The new rule affects grid planning within 12 large regions around the country, but it wouldn’t require the planning of transmission to connect those different regions to each other, which some experts say is an even bigger need. The rule would also not affect the main grid in Texas, which is insulated from federal regulations because it doesn’t cross state lines.

The rule also doesn’t address the logistical and political challenges of constructing new long-distance power lines. It can take a decade or more for developers to locate a project through numerous jurisdictions, receive permits from a patchwork of different federal and state agencies and resolve lawsuits about spoiled views or damage to ecosystems.

The Biden administration recently finalized a program intended to cut the federal permitting time for certain large transmission lines in half. But speeding things up further might require action from Congress, where lawmakers have struggled to agree on new transmission policies.

In a separate rule on Monday, the federal energy commission did, however, outline certain situations in which it might override state objections to a small subset of new power lines.
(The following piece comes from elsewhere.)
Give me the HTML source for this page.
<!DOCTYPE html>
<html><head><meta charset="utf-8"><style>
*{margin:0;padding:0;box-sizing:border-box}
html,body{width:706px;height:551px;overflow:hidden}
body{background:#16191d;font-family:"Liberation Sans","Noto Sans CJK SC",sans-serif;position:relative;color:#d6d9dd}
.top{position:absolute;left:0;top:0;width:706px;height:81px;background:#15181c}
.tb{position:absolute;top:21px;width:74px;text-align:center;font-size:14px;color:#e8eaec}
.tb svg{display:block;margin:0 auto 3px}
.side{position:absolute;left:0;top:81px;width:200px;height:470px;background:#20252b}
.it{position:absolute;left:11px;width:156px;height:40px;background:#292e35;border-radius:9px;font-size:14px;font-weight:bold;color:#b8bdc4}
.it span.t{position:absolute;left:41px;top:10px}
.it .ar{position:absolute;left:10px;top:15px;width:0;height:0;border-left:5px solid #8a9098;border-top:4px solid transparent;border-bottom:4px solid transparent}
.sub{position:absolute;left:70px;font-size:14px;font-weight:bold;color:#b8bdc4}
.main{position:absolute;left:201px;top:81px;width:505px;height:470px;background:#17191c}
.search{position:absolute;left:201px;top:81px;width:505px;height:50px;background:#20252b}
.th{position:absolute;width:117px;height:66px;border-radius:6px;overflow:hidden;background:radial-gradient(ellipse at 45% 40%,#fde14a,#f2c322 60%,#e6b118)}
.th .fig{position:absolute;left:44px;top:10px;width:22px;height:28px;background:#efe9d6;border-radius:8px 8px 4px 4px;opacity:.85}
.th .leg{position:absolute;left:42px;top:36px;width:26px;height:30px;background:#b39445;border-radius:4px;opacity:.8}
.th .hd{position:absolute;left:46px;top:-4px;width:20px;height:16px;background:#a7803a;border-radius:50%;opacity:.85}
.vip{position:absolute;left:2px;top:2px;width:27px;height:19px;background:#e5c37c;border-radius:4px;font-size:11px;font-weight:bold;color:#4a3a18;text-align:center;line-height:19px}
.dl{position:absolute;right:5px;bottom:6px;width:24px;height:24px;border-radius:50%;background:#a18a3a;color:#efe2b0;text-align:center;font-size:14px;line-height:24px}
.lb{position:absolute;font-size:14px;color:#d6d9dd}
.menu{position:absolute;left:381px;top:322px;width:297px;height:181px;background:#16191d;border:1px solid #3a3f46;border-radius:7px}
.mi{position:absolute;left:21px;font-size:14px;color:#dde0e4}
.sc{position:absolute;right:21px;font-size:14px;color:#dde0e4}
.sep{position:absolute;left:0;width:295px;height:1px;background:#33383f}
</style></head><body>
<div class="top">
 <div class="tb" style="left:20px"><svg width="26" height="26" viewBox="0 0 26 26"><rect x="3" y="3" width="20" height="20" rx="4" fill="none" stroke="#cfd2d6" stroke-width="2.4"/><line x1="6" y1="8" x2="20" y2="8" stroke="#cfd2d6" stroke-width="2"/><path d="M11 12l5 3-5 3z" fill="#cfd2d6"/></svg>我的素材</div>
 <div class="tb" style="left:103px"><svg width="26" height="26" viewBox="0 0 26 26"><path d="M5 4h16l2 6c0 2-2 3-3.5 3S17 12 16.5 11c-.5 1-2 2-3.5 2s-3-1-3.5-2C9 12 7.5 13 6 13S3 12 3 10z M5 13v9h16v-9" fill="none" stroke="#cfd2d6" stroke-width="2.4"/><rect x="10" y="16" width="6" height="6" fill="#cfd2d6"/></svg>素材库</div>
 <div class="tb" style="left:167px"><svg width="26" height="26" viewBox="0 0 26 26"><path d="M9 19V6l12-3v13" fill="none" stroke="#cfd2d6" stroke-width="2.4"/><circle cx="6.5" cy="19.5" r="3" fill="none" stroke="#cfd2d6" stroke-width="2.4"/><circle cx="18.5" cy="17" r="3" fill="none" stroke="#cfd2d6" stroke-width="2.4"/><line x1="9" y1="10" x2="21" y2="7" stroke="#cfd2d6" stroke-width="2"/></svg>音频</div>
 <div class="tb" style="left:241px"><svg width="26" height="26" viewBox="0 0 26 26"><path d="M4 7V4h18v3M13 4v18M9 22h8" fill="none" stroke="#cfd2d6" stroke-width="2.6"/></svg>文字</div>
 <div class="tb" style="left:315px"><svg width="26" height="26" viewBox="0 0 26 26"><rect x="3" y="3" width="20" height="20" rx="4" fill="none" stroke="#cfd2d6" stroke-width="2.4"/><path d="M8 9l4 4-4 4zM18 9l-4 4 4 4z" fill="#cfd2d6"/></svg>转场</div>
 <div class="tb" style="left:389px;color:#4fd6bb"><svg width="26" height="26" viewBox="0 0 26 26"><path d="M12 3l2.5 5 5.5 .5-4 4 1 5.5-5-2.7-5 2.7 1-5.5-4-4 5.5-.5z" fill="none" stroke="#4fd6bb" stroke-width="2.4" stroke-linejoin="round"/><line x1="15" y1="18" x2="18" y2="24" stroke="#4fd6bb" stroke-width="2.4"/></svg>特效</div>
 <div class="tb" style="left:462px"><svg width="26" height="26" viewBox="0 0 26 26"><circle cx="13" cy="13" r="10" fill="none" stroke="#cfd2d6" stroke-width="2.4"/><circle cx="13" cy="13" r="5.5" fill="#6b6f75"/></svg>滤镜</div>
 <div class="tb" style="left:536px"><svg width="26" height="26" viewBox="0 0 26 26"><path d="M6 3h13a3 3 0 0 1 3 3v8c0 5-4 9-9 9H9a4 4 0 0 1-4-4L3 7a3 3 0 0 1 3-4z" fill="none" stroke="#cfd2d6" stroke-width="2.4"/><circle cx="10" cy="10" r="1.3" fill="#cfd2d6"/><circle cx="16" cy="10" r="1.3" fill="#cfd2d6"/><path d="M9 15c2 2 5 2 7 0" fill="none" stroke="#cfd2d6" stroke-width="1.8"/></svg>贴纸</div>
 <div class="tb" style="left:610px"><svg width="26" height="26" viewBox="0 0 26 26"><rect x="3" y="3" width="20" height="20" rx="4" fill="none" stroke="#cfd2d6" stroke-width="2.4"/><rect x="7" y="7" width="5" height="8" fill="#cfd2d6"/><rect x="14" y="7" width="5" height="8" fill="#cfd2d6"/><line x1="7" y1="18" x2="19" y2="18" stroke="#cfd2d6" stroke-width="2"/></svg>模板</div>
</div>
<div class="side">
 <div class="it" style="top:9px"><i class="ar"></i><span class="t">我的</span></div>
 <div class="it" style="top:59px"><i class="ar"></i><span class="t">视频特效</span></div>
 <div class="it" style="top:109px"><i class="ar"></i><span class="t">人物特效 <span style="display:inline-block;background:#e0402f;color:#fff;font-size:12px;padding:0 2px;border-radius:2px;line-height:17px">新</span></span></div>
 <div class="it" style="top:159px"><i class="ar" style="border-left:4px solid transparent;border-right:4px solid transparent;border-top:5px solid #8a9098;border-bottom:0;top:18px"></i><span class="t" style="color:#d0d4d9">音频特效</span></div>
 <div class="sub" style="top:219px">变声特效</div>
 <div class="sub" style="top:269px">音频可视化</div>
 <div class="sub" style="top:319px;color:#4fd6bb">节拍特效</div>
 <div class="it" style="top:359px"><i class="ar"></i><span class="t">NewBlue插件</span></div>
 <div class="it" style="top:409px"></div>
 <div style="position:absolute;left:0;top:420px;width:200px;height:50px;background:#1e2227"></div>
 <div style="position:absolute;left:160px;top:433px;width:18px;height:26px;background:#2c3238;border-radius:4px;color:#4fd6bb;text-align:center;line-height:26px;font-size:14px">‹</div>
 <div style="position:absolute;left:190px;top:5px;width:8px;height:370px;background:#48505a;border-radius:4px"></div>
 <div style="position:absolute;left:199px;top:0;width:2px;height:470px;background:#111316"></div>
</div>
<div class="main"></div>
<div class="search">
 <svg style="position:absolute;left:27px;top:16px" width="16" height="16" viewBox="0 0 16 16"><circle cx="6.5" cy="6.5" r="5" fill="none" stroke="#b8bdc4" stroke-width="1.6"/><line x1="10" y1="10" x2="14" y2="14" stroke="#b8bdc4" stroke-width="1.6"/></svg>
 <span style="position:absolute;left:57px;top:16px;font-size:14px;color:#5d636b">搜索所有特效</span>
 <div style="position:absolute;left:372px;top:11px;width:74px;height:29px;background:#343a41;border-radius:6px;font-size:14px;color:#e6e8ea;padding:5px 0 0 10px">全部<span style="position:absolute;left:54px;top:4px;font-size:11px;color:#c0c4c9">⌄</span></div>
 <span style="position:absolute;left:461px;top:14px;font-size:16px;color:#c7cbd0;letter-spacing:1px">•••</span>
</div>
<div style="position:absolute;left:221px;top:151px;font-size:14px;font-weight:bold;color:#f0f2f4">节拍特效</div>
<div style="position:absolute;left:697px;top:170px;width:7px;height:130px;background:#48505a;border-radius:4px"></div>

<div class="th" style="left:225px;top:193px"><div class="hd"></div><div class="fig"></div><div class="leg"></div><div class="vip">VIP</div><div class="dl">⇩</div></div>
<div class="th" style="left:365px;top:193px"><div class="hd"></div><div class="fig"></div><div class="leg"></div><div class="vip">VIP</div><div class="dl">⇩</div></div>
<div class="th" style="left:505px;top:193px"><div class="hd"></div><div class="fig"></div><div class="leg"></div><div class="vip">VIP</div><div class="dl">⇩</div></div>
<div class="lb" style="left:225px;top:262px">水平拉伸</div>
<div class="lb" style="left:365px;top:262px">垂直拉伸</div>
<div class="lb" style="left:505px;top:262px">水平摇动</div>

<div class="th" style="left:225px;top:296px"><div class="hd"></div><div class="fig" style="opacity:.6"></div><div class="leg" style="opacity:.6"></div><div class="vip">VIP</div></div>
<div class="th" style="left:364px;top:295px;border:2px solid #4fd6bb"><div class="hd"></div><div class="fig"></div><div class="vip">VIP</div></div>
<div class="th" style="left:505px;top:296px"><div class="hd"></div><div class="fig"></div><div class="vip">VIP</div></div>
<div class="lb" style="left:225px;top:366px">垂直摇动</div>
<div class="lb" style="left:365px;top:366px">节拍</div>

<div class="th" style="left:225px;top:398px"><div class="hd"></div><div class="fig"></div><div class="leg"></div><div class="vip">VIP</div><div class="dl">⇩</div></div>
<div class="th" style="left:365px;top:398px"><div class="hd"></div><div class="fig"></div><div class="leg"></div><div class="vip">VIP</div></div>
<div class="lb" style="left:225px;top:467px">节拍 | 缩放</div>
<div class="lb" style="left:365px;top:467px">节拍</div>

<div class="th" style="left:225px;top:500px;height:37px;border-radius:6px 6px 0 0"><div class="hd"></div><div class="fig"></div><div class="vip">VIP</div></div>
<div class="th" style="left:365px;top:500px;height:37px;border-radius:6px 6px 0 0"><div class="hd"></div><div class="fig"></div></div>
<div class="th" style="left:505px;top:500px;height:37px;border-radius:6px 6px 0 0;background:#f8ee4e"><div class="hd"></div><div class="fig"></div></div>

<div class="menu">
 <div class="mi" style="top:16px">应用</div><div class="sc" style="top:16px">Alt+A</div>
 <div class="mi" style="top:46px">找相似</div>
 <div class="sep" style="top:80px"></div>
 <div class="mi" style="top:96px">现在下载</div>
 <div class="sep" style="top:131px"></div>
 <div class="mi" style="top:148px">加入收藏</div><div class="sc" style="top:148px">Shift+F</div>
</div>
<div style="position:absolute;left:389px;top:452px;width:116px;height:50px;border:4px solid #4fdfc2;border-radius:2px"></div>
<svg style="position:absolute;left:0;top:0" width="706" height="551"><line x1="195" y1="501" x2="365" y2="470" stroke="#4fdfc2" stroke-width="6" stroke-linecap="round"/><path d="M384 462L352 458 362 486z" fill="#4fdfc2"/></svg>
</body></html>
At issue are a set of ten “national interest electric transmission corridors” that the Energy Department has tentatively identified across the country — places where new lines would be particularly beneficial. If state regulators either blocked or delayed a project in those corridors, the federal commission could step in to approve it.

But some experts question how often this would happen, since the commission has historically preferred to collaborate with states.